As a way to help patients recover faster and receive better care, The Valley Hospital in Ridgewood, NJ, has begun offering a pre-surgery physical conditioning program to help ease recovery for joint replacement patients. Valley’s “prehab” program helps joint replacement patients start the healing process even before being wheeled in for surgery.
“Prehab can help people return to a healthier, more active life sooner. It’s a great addition to our full scope of joint replacement services,” says Dr. Anthony Delfico, Director of Orthopedic Surgery at Valley.
Best of all, prehab is appropriate for all fitness levels, so anyone can participate. “Based on an initial assessment of current flexibility, range of motion, bilateral strength and functional performance, our exercise physiologists and certified athletic trainers then customize the program to meet individual patients’ needs,” explains Don Tomaszewski, M.S., ATC/L, Director of Valley’s Sports Institute/Medical Fitness/Outpatient Rehabilitation Medicine.

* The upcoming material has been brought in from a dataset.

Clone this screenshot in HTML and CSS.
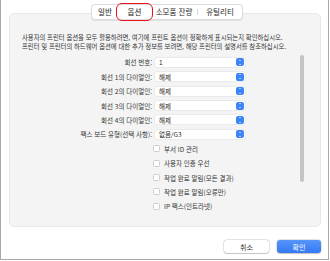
FILE: index.html
```html
<!DOCTYPE html>
<html lang="ko">
<head>
  <meta charset="UTF-8">
  <title>옵션</title>
  <link rel="stylesheet" href="styles.css">
</head>
<body>
  <div class="window">
    <!-- Tabs -->
    <div class="tabs">
      <div class="tab tab-general">일반</div>
      <div class="tab tab-options">옵션</div>
      <div class="tab tab-supplies">소모품 잔량</div>
      <span class="sep"></span>
      <div class="tab tab-utility">유틸리티</div>
    </div>

    <!-- Options panel -->
    <div class="panel">
      <p class="desc">사용자의 프린터 옵션을 모두 활용하려면, 여기에 프린트 옵션이 정확하게 표시되는지 확인하십시오.<br>프린터 및 프린터의 하드웨어 옵션에 대한 추가 정보를 보려면, 해당 프린터의 설명서를 참조하십시오.</p>

      <div class="scroll">
        <div class="form">
          <div class="row">
            <span class="label">회선 번호:</span>
            <div class="select"><span>1</span><i class="stepper"></i></div>
          </div>
          <div class="row">
            <span class="label">회선 1의 다이얼인:</span>
            <div class="select"><span>해제</span><i class="stepper"></i></div>
          </div>
          <div class="row">
            <span class="label">회선 2의 다이얼인:</span>
            <div class="select"><span>해제</span><i class="stepper"></i></div>
          </div>
          <div class="row">
            <span class="label">회선 3의 다이얼인:</span>
            <div class="select"><span>해제</span><i class="stepper"></i></div>
          </div>
          <div class="row">
            <span class="label">회선 4의 다이얼인:</span>
            <div class="select"><span>해제</span><i class="stepper"></i></div>
          </div>
          <div class="row">
            <span class="label">팩스 보드 유형(선택 사항):</span>
            <div class="select"><span>없음/G3</span><i class="stepper"></i></div>
          </div>
          <div class="row">
            <span class="label"></span>
            <label class="check"><i class="box"></i>부서 ID 관리</label>
          </div>
          <div class="row">
            <span class="label"></span>
            <label class="check"><i class="box"></i>사용자 인증 우선</label>
          </div>
          <div class="row">
            <span class="label"></span>
            <label class="check"><i class="box"></i>작업 완료 알림(모든 결과)</label>
          </div>
          <div class="row">
            <span class="label"></span>
            <label class="check"><i class="box"></i>작업 완료 알림(오류만)</label>
          </div>
          <div class="row">
            <span class="label"></span>
            <label class="check"><i class="box"></i>IP 팩스(인트라넷)</label>
          </div>
        </div>
        <div class="track"><div class="thumb"></div></div>
      </div>
    </div>

    <!-- Buttons -->
    <div class="buttons">
      <button class="btn">취소</button>
      <button class="btn btn-primary">확인</button>
    </div>
  </div>
</body>
</html>
```

FILE: styles.css
```css
body {
  margin: 0;
  font-family: "Noto Sans CJK KR", "Noto Sans", sans-serif;
  color: #262626;
  background: #fff;
}
.window {
  width: 329px;
  height: 260px;
  box-sizing: border-box;
  border: 1px solid #a9a9a9;
  border-top: none;
  padding: 4px 7px 0 8px;
}
.tabs {
  position: relative;
  z-index: 1;
  display: flex;
  align-items: center;
  width: 150px;
  height: 14px;
  margin: 0 auto -7px 82px;
  background: #fff;
  border: 1px solid #dcdcdc;
  border-radius: 4px;
  box-shadow: 0 0.5px 1px rgba(0, 0, 0, 0.08);
  font-size: 7.5px;
}
.tab {
  text-align: center;
  line-height: 14px;
}
.tab-general { width: 26px; }
.tab-options {
  width: 33px;
  outline: 1.6px solid #e8131b;
  outline-offset: 1.5px;
  border-radius: 4px;
}
.tab-supplies { width: 46px; }
.tab-utility { width: 44px; }
.sep {
  width: 1px;
  height: 6px;
  background: #d6d6d6;
}
.panel {
  height: 214px;
  box-sizing: border-box;
  background: #f4f4f4;
  border: 1px solid #e8e8e8;
  border-radius: 5px;
  padding-top: 20px;
}
.desc {
  margin: 0 0 4px 12px;
  font-size: 6.35px;
  line-height: 8.6px;
  color: #333;
  white-space: nowrap;
}
.scroll {
  display: flex;
  height: 160px;
  overflow: hidden;
}
.form {
  flex: 1;
}
.row {
  display: flex;
  align-items: center;
  height: 14.4px;
  font-size: 6.5px;
}
.label {
  width: 142px;
  flex-shrink: 0;
  text-align: right;
  padding-right: 3px;
  color: #333;
}
.select {
  display: flex;
  align-items: center;
  justify-content: space-between;
  width: 90px;
  height: 9px;
  box-sizing: border-box;
  padding: 0 1px 0 4px;
  background: #fff;
  border-radius: 2px;
  box-shadow: 0 0 0 0.5px rgba(0, 0, 0, 0.08);
}
.stepper {
  position: relative;
  width: 8px;
  height: 8px;
  border-radius: 2px;
  background: #3d85f6;
}
.stepper::before,
.stepper::after {
  content: "";
  position: absolute;
  left: 2.5px;
  border-left: 1.5px solid transparent;
  border-right: 1.5px solid transparent;
}
.stepper::before {
  top: 1.3px;
  border-bottom: 1.6px solid #fff;
}
.stepper::after {
  bottom: 1.3px;
  border-top: 1.6px solid #fff;
}
.check {
  display: flex;
  align-items: center;
  margin-left: -2px;
  color: #333;
}
.box {
  width: 5px;
  height: 5px;
  margin-right: 4px;
  background: #fff;
  border: 0.8px solid #cdcdcd;
  border-radius: 1.5px;
}
.track {
  width: 6px;
  margin: 0 15px 0 0;
  padding: 0 1px;
  box-sizing: border-box;
}
.thumb {
  width: 4px;
  height: 127px;
  background: #c4c4c4;
  border-radius: 2px;
}
.buttons {
  display: flex;
  justify-content: flex-end;
  gap: 8px;
  margin-top: 13px;
}
.btn {
  width: 45px;
  height: 13px;
  padding: 0;
  font-family: inherit;
  font-size: 7px;
  color: #333;
  background: #fff;
  border: none;
  border-radius: 3px;
  box-shadow: 0 0 0 0.5px rgba(0, 0, 0, 0.2), 0 0.5px 1px rgba(0, 0, 0, 0.15);
}
.btn-primary {
  width: 44px;
  color: #fff;
  background: linear-gradient(#5596f8, #3579f5);
}
```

A typical prehab program begins about six weeks before joint surgery and includes cardiovascular conditioning, strengthening of key muscle groups, balance/posture assessment and training, and patient education. With prehab, patients typically experience the following benefits:
• Enhanced muscle strength, which helps not only the affected joint but also the surrounding muscles (which often need to compensate for a lack of full function during recovery).
• Better body mechanics, balance and mobility, which helps patients as they re-learn movements like getting out of bed or climbing stairs.
• Less pain after surgery, which makes physical rehabilitation easier and improves quality of life.
• A fitness boost, including greater stamina, confidence and motivation to recover.